In a state where children experience more abuse, divorce, neglect, poverty and violence than anywhere else in the country, more than 150 education professionals flocked to Arizona State University recently to learn about the importance of creating trauma-sensitive schools.
Hosted by Kohl’s Mindful Me at Phoenix Children’s Hospital and ASU’s Sanford School of Social and Family Dynamics, the 2019 Trauma Sensitive Schools Symposium sought to explore “best practices” for providing trauma-informed care to students while also emphasizing teaching with empathy.
Around 31 percent of Arizona children experience two or more traumatic events before turning 18, according to an annual report by America’s Health Rankings.
Adverse Childhood Experiences, or (ACEs, are defined as an emotional response to a “less-than nurturing” life event.
“There is an epidemic of students who are struggling with a lot of challenges, and we all know schools are mostly under-funded,” said Kohl’s Mindful Me program Co-Organizer Beheir Johnson. “They don’t have support to help those students learn about self-regulation.”
Recent research suggests that ACEs have a direct correlation to mental health and well-being in adulthood, she added.
The symposium’s goal was to arm educators with a framework to create safe and inclusive environments for children — in which kids have equal access to opportunities at every stage of their education.
“The idea behind the conference was to get dynamic speakers to come in and break down these issues,” said Johnson.
Experts in the mental health field and relationship building, including keynote speaker Rick Griffin, shared their insights on trauma and its impact on brain development at the third annual symposium.
Griffin, Community Resilience Initiative master trainer, opened his keynote presentation with a game of “Simon Says.”
The practitioner asked everyone in the room to participate, adding that he wanted them to succeed — of course, he was joking.
Griffin managed to knock everyone out in only a few rounds, and explained that the game was a good example of how experiences can shape how people act and think — especially when it comes to trauma.
“Does Simon actually want you to be successful? No, and you know that from your past experiences with the game,” he said. “You play the game based on your experiences, and that’s what today’s all about.”
“It’s about what happens when there are some challenge experiences that complicate what’s happening in the present,” he continued. “You discovered what it looks like when your expectations aren’t met and when your experiences communicate something different than what’s being said in the present.”
Griffin touched how ACEs can cause toxic stress, saying it can cause a child to go into “fight, flight or freeze mode” that results in “reactionary” coping skills and behaviors, said Griffin.
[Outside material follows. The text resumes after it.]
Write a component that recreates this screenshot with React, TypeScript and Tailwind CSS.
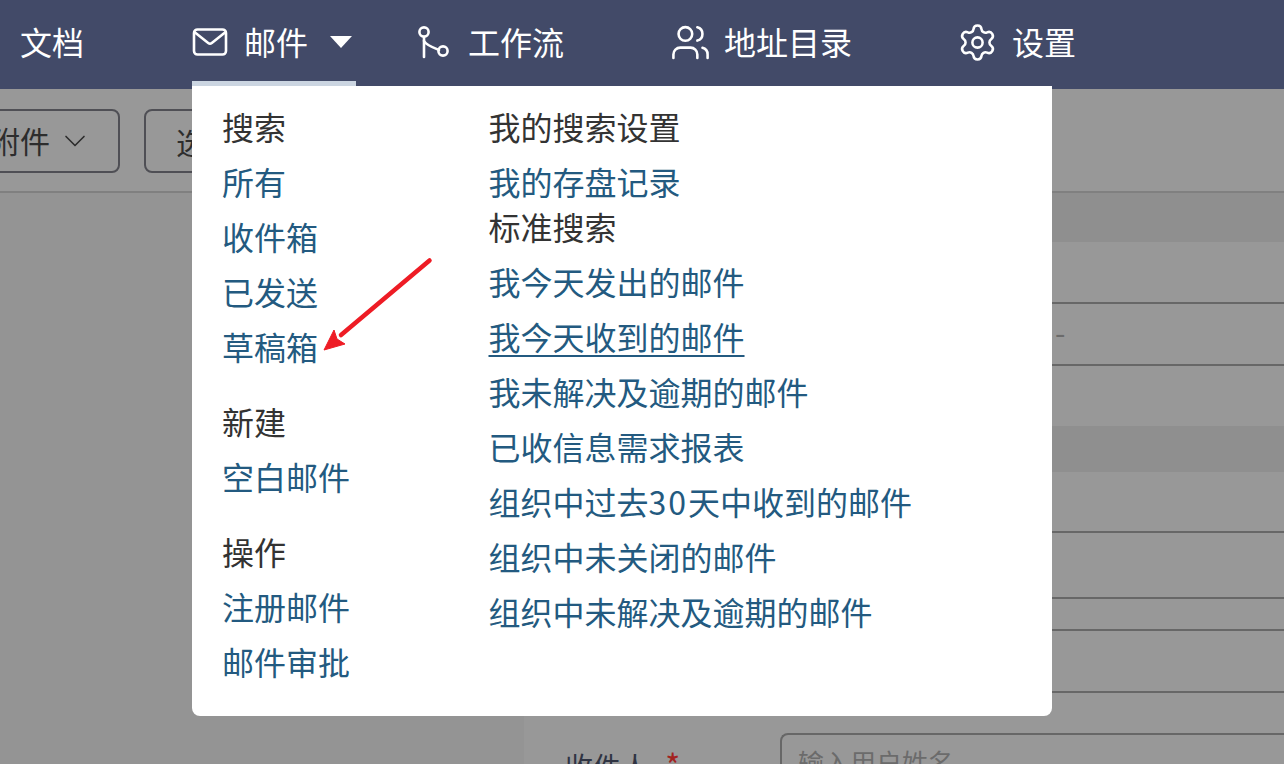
import React from 'react';
import { ChevronDown, Settings, Users } from 'lucide-react';

const font = { fontFamily: '"Noto Sans CJK SC", "Noto Sans", sans-serif' };

const MailIcon = () => (
  <svg width="36" height="30" viewBox="0 0 36 30" fill="none" stroke="white" strokeWidth="2.6" strokeLinecap="round" strokeLinejoin="round">
    <rect x="2" y="2.5" width="32" height="25" rx="3.5" />
    <path d="M3 5.5 16.2 16a3 3 0 0 0 3.6 0L33 5.5" />
  </svg>
);

const WorkflowIcon = () => (
  <svg width="32" height="36" viewBox="0 0 32 36" fill="none" stroke="white" strokeWidth="2.6" strokeLinecap="round">
    <circle cx="7" cy="8" r="4.6" />
    <path d="M7 13v20" />
    <path d="M7 17c2 4 10 7 15 9" />
    <circle cx="26" cy="27" r="4.6" />
  </svg>
);

const SectionTitle = ({ children, className = '' }: { children: React.ReactNode; className?: string }) => (
  <div className={`h-[55px] flex items-center text-[#333333] ${className}`}>{children}</div>
);

const MenuLink = ({ children, underline }: { children: React.ReactNode; underline?: boolean }) => (
  <div className="h-[55px] flex items-center text-[#235a80]">
    <span className={underline ? 'underline underline-offset-[5px] decoration-2' : ''}>{children}</span>
  </div>
);

const Row = ({ children, className = '' }: { children?: React.ReactNode; className?: string }) => (
  <div className={`border-b-2 border-[#676767] ${className}`}>{children}</div>
);

export default function App() {
  return (
    <div className="relative w-[1284px] h-[764px] overflow-hidden bg-[#989898] text-[32px] leading-none" style={font}>
      {/* top nav */}
      <div className="h-[89px] bg-[#424a68] flex text-white whitespace-nowrap">
        <div className="ml-5 w-[64px] h-[84px] flex items-center">
          <span className="-translate-y-px">文档</span>
        </div>
        <div className="ml-[108px] w-[164px] h-[86px] pt-[3px] flex items-center border-b-[5px] border-[#cbd5e1]">
          <MailIcon />
          <span className="ml-4 -translate-y-px">邮件</span>
          <span className="ml-[22px] w-0 h-0 border-x-[11.5px] border-x-transparent border-t-[12px] border-t-white"></span>
        </div>
        <div className="ml-[61px] h-[84px] flex items-center">
          <WorkflowIcon />
          <span className="ml-[19px] -translate-y-px">工作流</span>
        </div>
        <div className="ml-[109px] h-[84px] flex items-center">
          <Users size={41} strokeWidth={1.5} className="-ml-[3px]" />
          <span className="ml-[13px] -translate-y-px">地址目录</span>
        </div>
        <div className="ml-[108px] h-[84px] flex items-center">
          <Settings size={41} strokeWidth={1.5} className="-ml-[3px]" />
          <span className="ml-[14px] -translate-y-px">设置</span>
        </div>
      </div>

      {/* toolbar behind the overlay */}
      <div className="h-[104px] bg-[#989898] border-b-2 border-[#808080] flex items-start pt-5 text-[30px] text-[#2d2d2d]">
        <div className="-ml-[40px] w-[160px] h-[64px] border-2 border-[#4f4f55] rounded-lg flex items-center justify-end pr-[25px] gap-[7px]">
          <span className="-translate-y-px">附件</span>
          <ChevronDown size={36} strokeWidth={1.1} />
        </div>
        <div className="ml-6 w-[150px] h-[64px] border-2 border-[#4f4f55] rounded-lg flex items-center pl-[30px]">选择</div>
      </div>

      {/* page body */}
      <div className="flex">
        <div className="w-[524px] h-[571px] bg-[#949494]"></div>
        <div className="flex-1 flex flex-col">
          <div className="h-[49px] bg-[#8f8f8f]"></div>
          <Row className="h-[62px]" />
          <Row className="h-[62px] flex items-center pl-[531px] text-[#6b6b6b] text-[30px]">
            <span className="-translate-y-[3px]">-</span>
          </Row>
          <div className="h-[60px]"></div>
          <div className="h-[46px] bg-[#8f8f8f]"></div>
          <Row className="h-[61px]" />
          <Row className="h-[66px]" />
          <Row className="h-[32px]" />
          <Row className="h-[62px]" />
          <div className="mt-[40px] flex items-start">
            <div className="w-[256px] pl-[41px] pt-[15px] text-[28px] text-[#2f3443] whitespace-nowrap">
              收件人 <span className="ml-[10px] text-[32px] text-[#a3231f]">*</span>
            </div>
            <div className="flex-1 h-[60px] border-2 border-b-0 border-r-0 border-[#676767] rounded-tl-lg pl-4 pt-[14px] text-[26px] text-[#6b6b6b] whitespace-nowrap">
              输入用户姓名
            </div>
          </div>
        </div>
      </div>

      {/* mail dropdown */}
      <div className="absolute left-[192px] top-[86px] w-[860px] h-[630px] bg-white rounded-b-lg pt-3 flex">
        <div className="pl-[30px] w-[296.5px]">
          <SectionTitle>搜索</SectionTitle>
          <MenuLink>所有</MenuLink>
          <MenuLink>收件箱</MenuLink>
          <MenuLink>已发送</MenuLink>
          <MenuLink>草稿箱</MenuLink>
          <SectionTitle className="mt-5">新建</SectionTitle>
          <MenuLink>空白邮件</MenuLink>
          <SectionTitle className="mt-5">操作</SectionTitle>
          <MenuLink>注册邮件</MenuLink>
          <MenuLink>邮件审批</MenuLink>
        </div>
        <div>
          <SectionTitle>我的搜索设置</SectionTitle>
          <MenuLink>我的存盘记录</MenuLink>
          <SectionTitle className="-mt-[10px]">标准搜索</SectionTitle>
          <MenuLink>我今天发出的邮件</MenuLink>
          <MenuLink underline>我今天收到的邮件</MenuLink>
          <MenuLink>我未解决及逾期的邮件</MenuLink>
          <MenuLink>已收信息需求报表</MenuLink>
          <MenuLink>组织中过去<span className="tracking-[2px]">30</span>天中收到的邮件</MenuLink>
          <MenuLink>组织中未关闭的邮件</MenuLink>
          <MenuLink>组织中未解决及逾期的邮件</MenuLink>
        </div>
      </div>

      {/* annotation arrow */}
      <svg className="absolute left-[320px] top-[255px]" width="115" height="100" viewBox="0 0 115 100" fill="none">
        <path d="M109.5 5.5 21 80" stroke="#ee1c25" strokeWidth="4.5" strokeLinecap="round" />
        <path d="M4 95 14 75 17 84 25 89Z" fill="#ee1c25" stroke="#ee1c25" strokeWidth="1" />
      </svg>
    </div>
  );
}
These coping skills can include yelling, physically lashing out, shutting down emotionally or working hard to appease everyone, he told the audience.
“What about the defense mechanisms of a 3-year-old against an adult male who wants to put him on his lap?’” he asked. “Maybe he [the child] the sticks his arms out, but that still doesn’t work. So what else is a 3-year-old going to do? Scream kick, bite and spit.”
Griffin also discussed how knowledge of a child’s traumatic event is crucial to supporting them, but that understanding how the child interprets it is key.
He explained that because not everybody interprets events in the same way, cautioning that a caretaker or teacher could re-traumatize a child if they fail to see the adversity from their point of view.
“Knowledge without insight could be harmful,” he said.
Griffin acknowledged that teachers may not have the time to learn the traumas of all their students, but that something as simple as a smile could change their behavior.
“Everything you do that shows that you care and that they can feel some love, trust and safety around another adult — that in itself can prevent a lot of problem behavior,” said the speaker. “It doesn’t take much time to smile or say hello. It doesn’t take much time to honor the presence of another human being.”
Griffin also discussed how trauma-sensitive schools can promote accountability for disruptive or “bad” behavior, but in a compassionate way.
During his breakout session, he honed in on the idea of compassionate consequences and teaching students how to better communicate their needs.
“If you learn to play the piano and you hit a wrong note and somebody slaps your hand, how long will it take you to learn to hit the right note? You’ve got 88 keys, so it could take you 87 more chances,” he said. “It’s a lot easier and more effective if they just teach you the right thing instead of punishing you for hitting the wrong one.”
“Behavior is communication,” he added. “They [the students] don’t know how to communicate their frustration or their inability to do something and so it’s coming out in a different way — let’s teach them how to communicate.”